Hasil penelusuran Trilogi.co sepekan yang lalu, tampak kualitas material batu gajah pada proyek yang dibiayai dari Anggaran Pendapatan Belanja Negara (APBN), Kementerian Pekerjaan Umum dan Perumahan Rakyat melalui Balai Wilayah Sungai Sulawesi III (BWSS) tampak compang-camping. Diameter komposisi material bervariasi.
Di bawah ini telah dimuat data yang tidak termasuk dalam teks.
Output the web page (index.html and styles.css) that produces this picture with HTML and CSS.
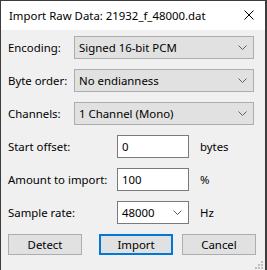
FILE: index.html
```html
<!DOCTYPE html>
<html lang="en">
<head>
  <meta charset="UTF-8">
  <title>Import Raw Data</title>
  <link rel="stylesheet" href="styles.css">
</head>
<body>
  <div class="window">
    <div class="titlebar">
      <span class="title">Import Raw Data: 21932_f_48000.dat</span>
      <svg class="close" width="10" height="10" viewBox="0 0 10 10">
        <path d="M0.5 0.5 L9.5 9.5 M9.5 0.5 L0.5 9.5" stroke="#000" stroke-width="1"/>
      </svg>
    </div>

    <div class="content">
      <div class="row">
        <label class="lbl">Encoding:</label>
        <div class="combo wide">
          <span>Signed 16-bit PCM</span>
          <svg class="chev" width="9" height="5" viewBox="0 0 9 5"><path d="M0.5 0.5 L4.5 4.5 L8.5 0.5" fill="none" stroke="#606060"/></svg>
        </div>
      </div>
      <div class="row">
        <label class="lbl">Byte order:</label>
        <div class="combo wide">
          <span>No endianness</span>
          <svg class="chev" width="9" height="5" viewBox="0 0 9 5"><path d="M0.5 0.5 L4.5 4.5 L8.5 0.5" fill="none" stroke="#606060"/></svg>
        </div>
      </div>
      <div class="row">
        <label class="lbl">Channels:</label>
        <div class="combo wide">
          <span>1 Channel (Mono)</span>
          <svg class="chev" width="9" height="5" viewBox="0 0 9 5"><path d="M0.5 0.5 L4.5 4.5 L8.5 0.5" fill="none" stroke="#606060"/></svg>
        </div>
      </div>
      <div class="row">
        <label class="lbl long">Start offset:</label>
        <div class="field">0</div>
        <span class="unit">bytes</span>
      </div>
      <div class="row">
        <label class="lbl long">Amount to import:</label>
        <div class="field">100</div>
        <span class="unit">%</span>
      </div>
      <div class="row">
        <label class="lbl long">Sample rate:</label>
        <div class="field edit">
          <span>48000</span>
          <svg class="chev" width="9" height="5" viewBox="0 0 9 5"><path d="M0.5 0.5 L4.5 4.5 L8.5 0.5" fill="none" stroke="#606060"/></svg>
        </div>
        <span class="unit">Hz</span>
      </div>

      <div class="buttons">
        <button class="btn">Detect</button>
        <button class="btn default">Import</button>
        <button class="btn">Cancel</button>
      </div>
    </div>

    <svg class="grip" width="8" height="8" viewBox="0 0 8 8">
      <rect x="6" y="0" width="2" height="2" fill="#bdbdbd"/>
      <rect x="3" y="3" width="2" height="2" fill="#bdbdbd"/>
      <rect x="6" y="3" width="2" height="2" fill="#bdbdbd"/>
      <rect x="0" y="6" width="2" height="2" fill="#bdbdbd"/>
      <rect x="3" y="6" width="2" height="2" fill="#bdbdbd"/>
      <rect x="6" y="6" width="2" height="2" fill="#bdbdbd"/>
    </svg>
  </div>
</body>
</html>
```

FILE: styles.css
```css
html, body { margin: 0; padding: 0; }
body { font-family: "Noto Sans", "Open Sans", sans-serif; font-size: 11.4px; color: #000; width: 267px; height: 270px; overflow: hidden; }

.window { position: relative; box-sizing: border-box; width: 267px; height: 270px; background: #f0f0f0; border: 1px solid #3c3c3c; border-right-width: 2px; border-bottom: none; }

.titlebar { height: 29px; background: #fff; display: flex; align-items: center; padding: 0 11px 0 8px; }
.title { flex: 1; }
.close { display: block; margin-top: -1px; }

.content { padding: 6px 0 0 7px; }
.row { display: flex; align-items: center; height: 23px; margin-bottom: 10px; }
.lbl { width: 66px; }
.lbl.long { width: 109px; }

.combo { box-sizing: border-box; height: 23px; display: flex; align-items: center; justify-content: space-between; padding: 0 6px 0 4px; background: #e1e1e1; border: 1px solid #adadad; }
.combo.wide { width: 180px; }
.chev { display: block; }

.field { box-sizing: border-box; width: 72px; height: 23px; display: flex; align-items: center; justify-content: space-between; padding: 0 6px 0 4px; background: #fff; border: 1px solid #7a7a7a; }
.unit { margin-left: 11px; }

.buttons { display: flex; margin-top: 4px; }
.btn { box-sizing: border-box; width: 74px; height: 21px; padding: 0; font: inherit; color: #000; background: #e1e1e1; border: 1px solid #adadad; }
.btn.default { border: 2px solid #0078d7; margin-left: 17px; }
.btn + .btn:last-child { margin-left: 9px; }

.grip { position: absolute; right: 2px; bottom: 1px; }
```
Dimana hasil pantauan dilokasi ditemukan susuanan material batu gajah kebanyakan berdiameter 30-40 cm dengan volume diperkirakan mencapai 70 persen. Artinya dengan kondisi tersebut, pemasangan material itu lebih banyak menggunakan batu berukuran dibawah dari 30kg. Padahal breakwater atau pemecah gelombang digunakan pada perlindungan perairan pelabuhan, serta bisa juga untuk perlindungan pantai terhadap erosi.

Tujuanya Breakwater atau dalam hal ini pemecah gelombang lepas pantai  adalah bangunan yang dibuat sejajar pantai dan berada pada jarak tertentu dari garis pantai. Pemecah gelombang dibangun sebagai salah satu bentuk perlindungan pantai terhadap erosi dengan menghancurkan energi gelombang sebelum sampai ke pantai, sehingga terjadi endapan dibelakang bangunan. Lantas bagaimana dengan kondisi masterial yang digunakan dari material seadanya ?.

Hasil riset Trilogi.co.id, Kementerian Pekerjaan Umum dan Perumahan Rakyat melalui Balai Wilayah Sungai Sulawesi III (BWSS) telah dua kali mengucurkan anggaran belasan miliar untuk membiayai proyek pembangunan pengaman pantai Leok I Kabupaten Buol. Sebelumnya di tahun 2015 pengaman pantai tersebut dibiayai sebesar Rp15.322.880.000, yang dimenangkan oleh PT Handaru Adhiputra JO PT Wahana Cipta Lestari (KSO). Kondisi materialnya pun turut memprihatinkan. Pada Tahun 2017 lalu, anggaran pun kembali mengucur pada proyek yang sama dengan nilai kontrak sebesar Rp9.477.240.000, dari pagu sebesar Rp11.848.043.000, yang dimenangkan oleh PT Menara Megah Pratama.